# Problem to solve
Extract all lines that hold the string "React".

# Supplied data
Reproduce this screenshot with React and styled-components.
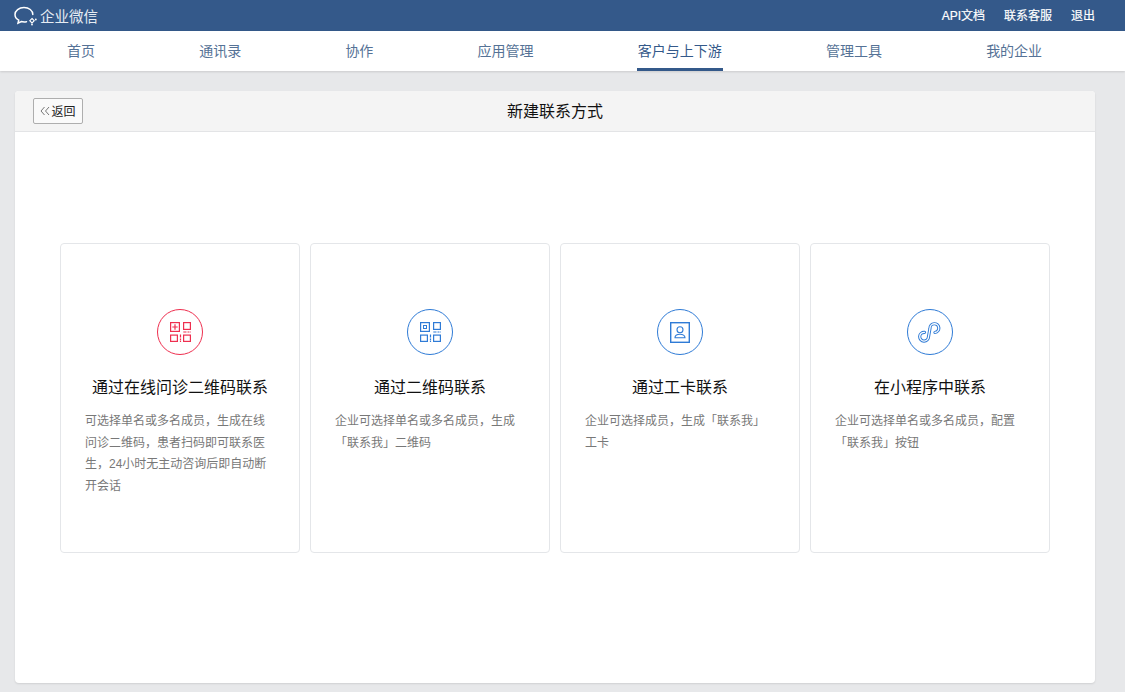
import React from 'react';
import styled, { createGlobalStyle } from 'styled-components';

const GlobalStyle = createGlobalStyle`
  html, body {
    margin: 0;
    padding: 0;
    background: #e7e8ea;
    font-family: "Liberation Sans", "Noto Sans CJK SC", sans-serif;
  }
  * {
    box-sizing: border-box;
  }
`;

const Page = styled.div`
  width: 1125px;
  height: 692px;
  overflow: hidden;
`;

const TopBar = styled.header`
  height: 31px;
  background: #34598a;
  display: flex;
  justify-content: space-between;
  align-items: center;
  padding: 0 30px 0 14px;
`;

const Logo = styled.div`
  display: flex;
  align-items: center;
  gap: 2px;
  color: #e6ecf3;
  font-size: 14.5px;
`;

const TopLinks = styled.div`
  display: flex;
  align-items: center;
  color: #fff;
  font-size: 12px;
  -webkit-text-stroke: 0.2px #fff;
`;

const TopLink = styled.a`
  color: #fff;
  line-height: 16px;
  & + & {
    margin-left: 19px;
    position: relative;
  }
  & + &::before {
    content: '';
    position: absolute;
    left: ${(p) => p.$bar}px;
    top: 2px;
    height: 12px;
    width: 1px;
    background: #6e8cb2;
  }
`;

const Nav = styled.nav`
  height: 40px;
  background: #fff;
  display: flex;
  gap: 104.2px;
  padding-left: 67px;
  box-shadow: 0 1px 2px rgba(0, 0, 0, 0.12);
  position: relative;
`;

const NavItem = styled.a`
  height: 40px;
  line-height: 40px;
  font-size: 14px;
  color: ${(p) => (p.$active ? '#34598a' : '#557296')};
  position: relative;

  ${(p) => p.$active && `
    &::after {
      content: '';
      position: absolute;
      left: -1px;
      right: -1px;
      bottom: 0;
      height: 3px;
      background: #34598a;
    }
  `}
`;

const Panel = styled.main`
  margin: 20px 30px 0 15px;
  height: 592px;
  background: #fff;
  border-radius: 4px;
  box-shadow: 0 1px 2px rgba(0, 0, 0, 0.1);
  overflow: hidden;
`;

const PanelHead = styled.div`
  height: 41px;
  background: #f4f4f4;
  border-bottom: 1px solid #e3e4e6;
  padding-bottom: 2px;
  position: relative;
  display: flex;
  align-items: center;
  justify-content: center;
  font-size: 16px;
  color: #111;
`;

const BackButton = styled.button`
  position: absolute;
  left: 18px;
  top: 7px;
  width: 50px;
  height: 26px;
  padding: 0 0 1px;
  background: #fafafa;
  border: 1px solid #aeaeae;
  border-radius: 2px;
  display: flex;
  align-items: center;
  justify-content: center;
  gap: 1px;
  font-family: inherit;
  font-size: 12px;
  color: #222;
`;

const CardRow = styled.div`
  display: flex;
  gap: 10px;
  padding: 111px 0 0 45px;
`;

const Card = styled.section`
  width: 240px;
  height: 310px;
  border: 1px solid #e4e6e9;
  border-radius: 4px;
  padding: 65px 24px 0;
  display: flex;
  flex-direction: column;
  align-items: center;
`;

const Circle = styled.div`
  width: 46px;
  height: 46px;
  border-radius: 50%;
  border: 1px solid ${(p) => p.$color};
  display: flex;
  align-items: center;
  justify-content: center;
  color: ${(p) => p.$color};
`;

const CardTitle = styled.h3`
  margin: 21px 0 0;
  font-size: 16px;
  font-weight: 400;
  line-height: 24px;
  color: #111;
  white-space: nowrap;
`;

const CardText = styled.p`
  margin: 11px 0 0;
  width: 190px;
  font-size: 12px;
  line-height: 21.7px;
  color: #787878;
`;

const QrFrame = ({ children }) => (
  <svg width="21" height="20" viewBox="0 0 21 20" fill="none" stroke="currentColor" strokeWidth="1.2">
    <rect x="0.6" y="0.6" width="8.8" height="8.8" />
    <rect x="13.6" y="0.6" width="6.8" height="6.8" />
    <rect x="0.6" y="13.1" width="6.8" height="6.3" />
    <rect x="13.6" y="13.1" width="6.8" height="6.3" />
    <path d="M13.3 10h3.200M17.500 10h1.500M19.500 10h1.200M10.500 12.500v3M10.500 16.500v1.500M10.500 18.500v1.500" />
    {children}
  </svg>
);

const CaseIcon = () => (
  <QrFrame>
    <path d="M5 2.300v5.400M2.300 5h5.400" />
  </QrFrame>
);

const CodeIcon = () => (
  <QrFrame>
    <rect x="3.500" y="3.500" width="3" height="3" strokeWidth="1" />
  </QrFrame>
);

const BadgeIcon = () => (
  <svg width="20" height="21" viewBox="0 0 20 21" fill="none" stroke="currentColor">
    <rect x="0.700" y="0.700" width="18.600" height="19.600" strokeWidth="1.400" />
    <circle cx="10" cy="7.800" r="3" strokeWidth="1.100" />
    <path d="M5 15.800c0-2.400 2.200-3.600 5-3.600s5 1.200 5 3.600z" strokeWidth="1.100" />
  </svg>
);

const miniPath = 'M6.500 10.300A4.400 4.400 0 1 0 10.500 14.700L12 6.200A4.400 4.400 0 1 1 17 10.500';

const MiniIcon = () => (
  <svg width="24" height="21" viewBox="0 0 24 21" fill="none" strokeLinecap="round">
    <path d={miniPath} stroke="currentColor" strokeWidth="3.200" />
    <path d={miniPath} stroke="#fff" strokeWidth="1.300" />
  </svg>
);

const navItems = ['首页', '通讯录', '协作', '应用管理', '客户与上下游', '管理工具', '我的企业'];

const cards = [
  {
    title: '通过在线问诊二维码联系',
    text: '可选择单名或多名成员，生成在线问诊二维码，患者扫码即可联系医生，24小时无主动咨询后即自动断开会话',
    color: '#ee2f4f',
    Icon: CaseIcon,
  },
  {
    title: '通过二维码联系',
    text: '企业可选择单名或多名成员，生成「联系我」二维码',
    color: '#2f7bd6',
    Icon: CodeIcon,
  },
  {
    title: '通过工卡联系',
    text: '企业可选择成员，生成「联系我」工卡',
    color: '#2f7bd6',
    Icon: BadgeIcon,
  },
  {
    title: '在小程序中联系',
    text: '企业可选择单名或多名成员，配置「联系我」按钮',
    color: '#2f7bd6',
    Icon: MiniIcon,
  },
];

export default function App() {
  return (
    <Page>
      <GlobalStyle />
      <TopBar>
        <Logo>
          <svg width="24" height="20" viewBox="0 0 24 20" fill="none" stroke="#fff" strokeWidth="1.500">
            <path d="M18.800 8.500C18.800 4.500 15 1.500 10 1.500S1 4.600 1 8.500c0 2.500 1.500 4.500 3.700 5.700l-.7 3 3.300-1.700c1 .3 2 .4 3 .4.700 0 1.500-.1 2.200-.2" strokeLinecap="round" />
            <path d="M18 12.500l2.200 2.200-2.200 2.200-2.200-2.200z" strokeWidth="1.100" />
            <circle cx="21.800" cy="13.500" r="0.900" fill="#fff" stroke="none" />
            <circle cx="18" cy="18.500" r="0.900" fill="#fff" stroke="none" />
          </svg>
          <span>企业微信</span>
        </Logo>
        <TopLinks>
          <TopLink>API文档</TopLink>
          <TopLink $bar={-12}>联系客服</TopLink>
          <TopLink $bar={-8}>退出</TopLink>
        </TopLinks>
      </TopBar>
      <Nav>
        {navItems.map((item) => (
          <NavItem key={item} $active={item === '客户与上下游'}>{item}</NavItem>
        ))}
      </Nav>
      <Panel>
        <PanelHead>
          <BackButton>
            <svg width="10" height="10" viewBox="0 0 10 10" fill="none" stroke="#777" strokeWidth="1">
              <path d="M4.500 1L1 5l3.500 4M9 1L5.500 5 9 9" />
            </svg>
            返回
          </BackButton>
          新建联系方式
        </PanelHead>
        <CardRow>
          {cards.map(({ title, text, color, Icon }) => (
            <Card key={title}>
              <Circle $color={color}>
                <Icon />
              </Circle>
              <CardTitle>{title}</CardTitle>
              <CardText>{text}</CardText>
            </Card>
          ))}
        </CardRow>
      </Panel>
    </Page>
  );
}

# Complete response
Reproduce this screenshot with React and styled-components.
import React from 'react';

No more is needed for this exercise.